Plus les histoires avancent, plus la mort devient impitoyable et cruelle. Un homme, las de son épouse, utilise une fourchette pour l'énucléer. Il est facile de « trucider son prochain », le meurtrier regrettant presque de ne pas être devenu un tueur en série. Comment se débarrasser du cadavre avant de prévenir sa fille que sa mère est morte ? Il agira d'une manière sadique en attendant la visite de Brenda, qui se posera bien des questions sur la mort brusque de sa mère. C'était sans compter sur le sang-froid de sa fille, des indices la feront douter de la santé mentale de son père. Chez elle, Brenda téléphonera à la police. Frustrations obscures d'un homme qui, prétend-il, s'est laissé manipuler par son entourage familial et sociétal. Plus loin, un individu se prendra pour un nouveau prophète, prêt à recréer un monde nouveau. Carnage dans un autobus qui fera six morts. Il s'est laissé abuser par les propos d'anciens dictateurs, tels Staline, Mao, Danton, bourreaux sanguinaires qu'il a repérés sur Internet. Acte d'un déséquilibré qui sera abattu par la police. Un détail inédit, cet acte démentiel a été commis au nom de l'écologie, fait plutôt rare pour abattre un groupe de personnes innocentes. Ailleurs, une adolescente rebelle tue sa mère d'un coup de patin à glace. Puis, l'hystérie de la foule quand une femme accouche d'une fille soi-disant anormale. Elle a une « membrane de matière inconnue à l'entrejambe. Et des stries symétriques en demi-cercle dans le dos ». L'occasion sera belle pour une ancienne religieuse de voir en l'enfant la venue d'un nouveau prophète. L'histoire est contée par la petite fille naissante qui résume habilement la situation d'une société déçue, qui s'est repliée vers un mouvement irrationnel, irréel.
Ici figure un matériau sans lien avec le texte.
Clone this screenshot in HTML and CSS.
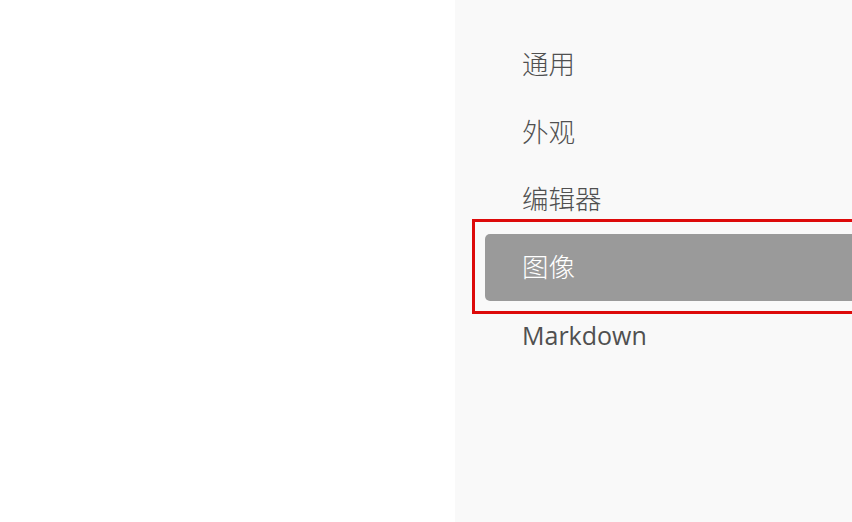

De ces contes empreints d'une triste modernité, c'est le dernier qui nous a le plus touchée. Texte désespéré qui nous ramène au temps maléfique des camps de concentration, institués par les nazis. Un prisonnier juif narre ses dernières heures dans le terrible froid d'un hiver où il doit concasser des pierres avec ses compagnons d'infortune, avant d'être assassiné lâchement par un kapo. Dix-huit mois se sont passés depuis cette rafle. On ne parlera jamais assez de ce génocide, même si ce drame universel n'a pas servi de leçon à l'espèce humaine. Texte qui nous fait réaliser que ces contes — le libellé " nouvelle " dénommant des fictions, l'écrivain l'a évité — ont été écrits à partir de sinistres rumeurs véridiques que crée un monde décadent, s'acheminant vers ses fins mortifères. Le goût de la mort annihile une moralité valorisante qui n'a plus cours, une perversité la remplace que nous retrouvons dans d'anciennes civilisations parvenues à leurs termes. L'instinct bestial ne résiste pas aux esprits fragilisés par l'état d'un monde agonisant, qui avait endormi les intentions les plus meurtrières.
Si le recueil en le parcourant nous a semblé rébarbatif, une deuxième lecture s'est imposée. On a alors compris que l'écrivain, Alain Raimbault, en quelques pages, mettait en relief des actes prohibitifs, miniaturisés grâce à une synthèse intelligente, une écriture sans fioritures, nous convainquant de la portée du message, traduit parfois en des termes compassés, comme pour s'excuser de nous rappeler de telles horreurs, chaque jour répertoriées dans quelque quotidien, sans que nous nous arrêtions sur la gravité du geste. À lire absolument ce livre courageux pour mieux comprendre où nous en sommes avec la dégradation de l'être humain et de son entourage, avec la mutilation de son environnement.